Cleveland, Ohio,
31
May
2016
|
07:00 AM
America/Chicago

The Invisible Disease

Foundation gets support to help find cure, raise awareness

Having a sick child can be stressful. But having a child with a difficult to diagnose illness can be devastating.

When three year old Isla came to her mother, Amy Ionno-Carper, with a headache, Amy did the same as any caring parent. But when the headaches became more intense and more persistent, Amy became concerned.

For Amy, multiple medical visits finally led to the diagnosis of Chiari Malformation.

Chiari (pronounced key-are-ee) Malformation is often referred to as the invisible disease, and for good reason. There are no outward signs. The most common symptoms are persistent headaches. Some patients can have as many as 200 different symptoms.

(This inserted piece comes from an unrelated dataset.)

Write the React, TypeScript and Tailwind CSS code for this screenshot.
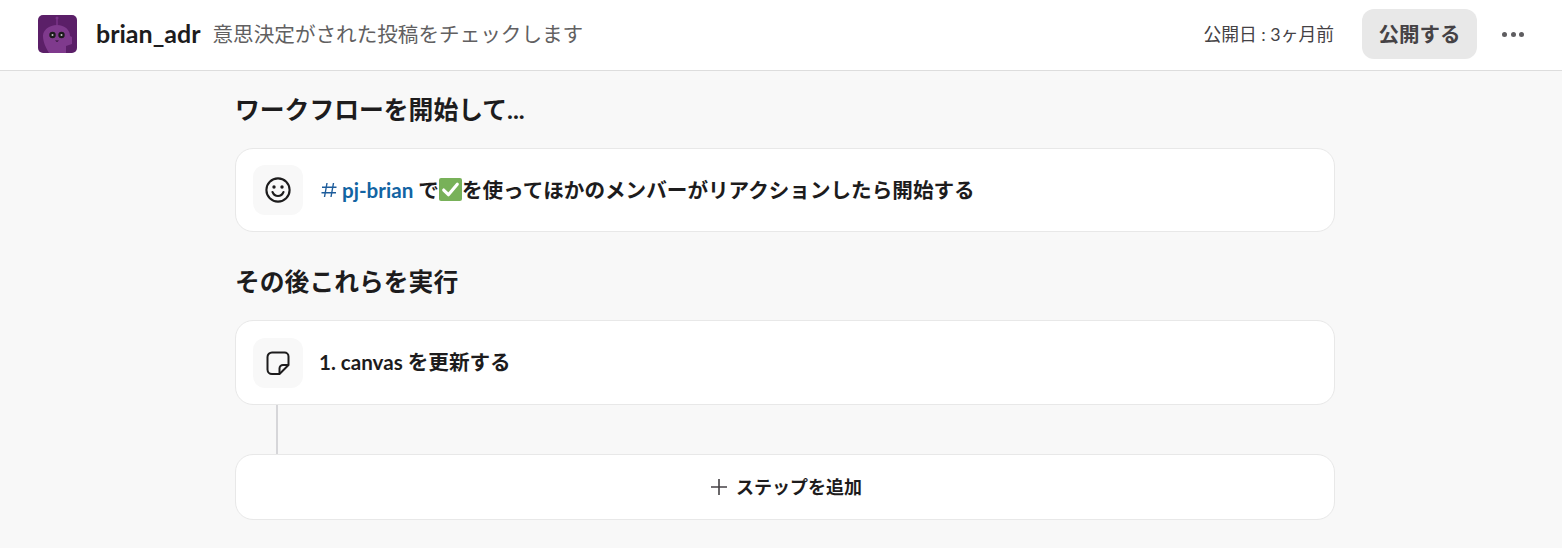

The Invisible – and unknown - disease

Not only is Chiari “invisible” but it’s relatively unknown. And there’s no cure. The Chiari and Syringomyelia Foundation is dedicated to education, advocacy and research of this rare disease.

In 2015, thanks to Amy and an army of supporters, the Chiari and Syringomyelia Foundation received a $25,000 State Farm Neighborhood Assist® grant.

State Farm Neighborhood Assist

Funds from the grant created a lecture series, Consider Chiari, to educate the medical community about the illness. What is known about the disease is understood by a fraction of medical personnel.

Having a confirmed diagnosis is only the beginning for Amy. “I’m just a mom making a change for my child’s future.”